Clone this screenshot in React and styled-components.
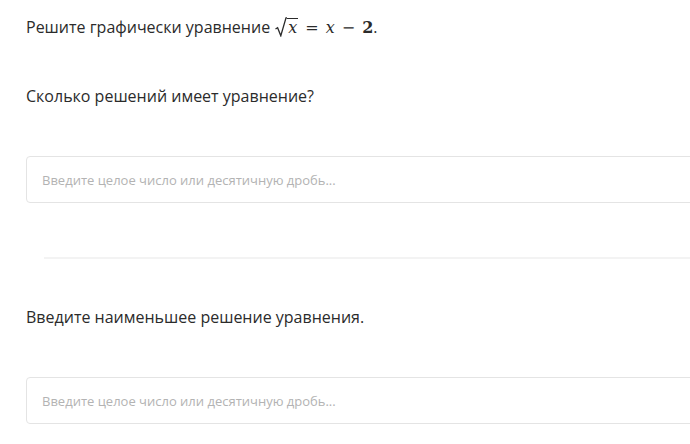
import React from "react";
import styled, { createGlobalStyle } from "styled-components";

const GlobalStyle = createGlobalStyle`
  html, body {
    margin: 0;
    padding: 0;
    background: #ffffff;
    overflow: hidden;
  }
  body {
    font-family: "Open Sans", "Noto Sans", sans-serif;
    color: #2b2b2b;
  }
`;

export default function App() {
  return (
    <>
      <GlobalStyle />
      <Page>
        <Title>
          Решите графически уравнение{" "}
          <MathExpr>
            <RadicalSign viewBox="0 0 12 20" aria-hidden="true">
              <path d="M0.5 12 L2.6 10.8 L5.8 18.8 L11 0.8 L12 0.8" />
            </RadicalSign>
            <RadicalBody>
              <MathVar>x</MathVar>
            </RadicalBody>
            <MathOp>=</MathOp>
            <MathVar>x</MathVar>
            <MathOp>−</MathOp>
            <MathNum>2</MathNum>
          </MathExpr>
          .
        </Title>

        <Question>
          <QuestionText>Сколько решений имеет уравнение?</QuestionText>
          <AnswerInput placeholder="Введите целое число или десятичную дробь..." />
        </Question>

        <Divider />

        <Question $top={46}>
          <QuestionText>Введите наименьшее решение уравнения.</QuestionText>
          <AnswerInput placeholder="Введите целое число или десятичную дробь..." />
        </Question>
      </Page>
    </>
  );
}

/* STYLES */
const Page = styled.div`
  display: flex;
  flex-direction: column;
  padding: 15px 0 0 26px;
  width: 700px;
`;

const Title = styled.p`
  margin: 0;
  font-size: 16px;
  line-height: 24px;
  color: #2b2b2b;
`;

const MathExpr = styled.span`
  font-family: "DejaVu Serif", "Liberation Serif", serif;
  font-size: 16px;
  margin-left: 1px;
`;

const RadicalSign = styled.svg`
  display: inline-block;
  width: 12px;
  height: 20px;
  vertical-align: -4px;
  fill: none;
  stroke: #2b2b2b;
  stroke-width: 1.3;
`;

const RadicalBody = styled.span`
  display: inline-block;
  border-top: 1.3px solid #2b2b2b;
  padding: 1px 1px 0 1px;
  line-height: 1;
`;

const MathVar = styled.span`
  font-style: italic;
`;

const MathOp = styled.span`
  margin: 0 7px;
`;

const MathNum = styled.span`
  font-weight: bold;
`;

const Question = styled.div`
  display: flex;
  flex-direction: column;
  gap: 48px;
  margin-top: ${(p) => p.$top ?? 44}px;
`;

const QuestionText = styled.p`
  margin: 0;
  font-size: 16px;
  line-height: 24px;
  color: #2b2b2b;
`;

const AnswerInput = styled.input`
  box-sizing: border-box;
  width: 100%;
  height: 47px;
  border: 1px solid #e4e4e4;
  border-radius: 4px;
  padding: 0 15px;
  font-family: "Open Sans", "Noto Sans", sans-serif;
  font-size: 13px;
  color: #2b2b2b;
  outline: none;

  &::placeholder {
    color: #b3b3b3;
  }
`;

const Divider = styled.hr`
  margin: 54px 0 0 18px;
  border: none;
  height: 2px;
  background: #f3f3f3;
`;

* EXERCISE OBJECTIVE *
Write out the listing word for word, omitting the pictures it holds.

* OUTPUT *
Clone this screenshot in React and styled-components.
import React from "react";
import styled, { createGlobalStyle } from "styled-components";

const GlobalStyle = createGlobalStyle`
  html, body {
    margin: 0;
    padding: 0;
    background: #ffffff;
    overflow: hidden;
  }
  body {
    font-family: "Open Sans", "Noto Sans", sans-serif;
    color: #2b2b2b;
  }
`;

export default function App() {
  return (
    <>
      <GlobalStyle />
      <Page>
        <Title>
          Решите графически уравнение{" "}
          <MathExpr>
            <RadicalSign viewBox="0 0 12 20" aria-hidden="true">
              <path d="M0.5 12 L2.6 10.8 L5.8 18.8 L11 0.8 L12 0.8" />
            </RadicalSign>
            <RadicalBody>
              <MathVar>x</MathVar>
            </RadicalBody>
            <MathOp>=</MathOp>
            <MathVar>x</MathVar>
            <MathOp>−</MathOp>
            <MathNum>2</MathNum>
          </MathExpr>
          .
        </Title>

        <Question>
          <QuestionText>Сколько решений имеет уравнение?</QuestionText>
          <AnswerInput placeholder="Введите целое число или десятичную дробь..." />
        </Question>

        <Divider />

        <Question $top={46}>
          <QuestionText>Введите наименьшее решение уравнения.</QuestionText>
          <AnswerInput placeholder="Введите целое число или десятичную дробь..." />
        </Question>
      </Page>
    </>
  );
}

/* STYLES */
const Page = styled.div`
  display: flex;
  flex-direction: column;
  padding: 15px 0 0 26px;
  width: 700px;
`;

const Title = styled.p`
  margin: 0;
  font-size: 16px;
  line-height: 24px;
  color: #2b2b2b;
`;

const MathExpr = styled.span`
  font-family: "DejaVu Serif", "Liberation Serif", serif;
  font-size: 16px;
  margin-left: 1px;
`;

const RadicalSign = styled.svg`
  display: inline-block;
  width: 12px;
  height: 20px;
  vertical-align: -4px;
  fill: none;
  stroke: #2b2b2b;
  stroke-width: 1.3;
`;

const RadicalBody = styled.span`
  display: inline-block;
  border-top: 1.3px solid #2b2b2b;
  padding: 1px 1px 0 1px;
  line-height: 1;
`;

const MathVar = styled.span`
  font-style: italic;
`;

const MathOp = styled.span`
  margin: 0 7px;
`;

const MathNum = styled.span`
  font-weight: bold;
`;

const Question = styled.div`
  display: flex;
  flex-direction: column;
  gap: 48px;
  margin-top: ${(p) => p.$top ?? 44}px;
`;

const QuestionText = styled.p`
  margin: 0;
  font-size: 16px;
  line-height: 24px;
  color: #2b2b2b;
`;

const AnswerInput = styled.input`
  box-sizing: border-box;
  width: 100%;
  height: 47px;
  border: 1px solid #e4e4e4;
  border-radius: 4px;
  padding: 0 15px;
  font-family: "Open Sans", "Noto Sans", sans-serif;
  font-size: 13px;
  color: #2b2b2b;
  outline: none;

  &::placeholder {
    color: #b3b3b3;
  }
`;

const Divider = styled.hr`
  margin: 54px 0 0 18px;
  border: none;
  height: 2px;
  background: #f3f3f3;
`;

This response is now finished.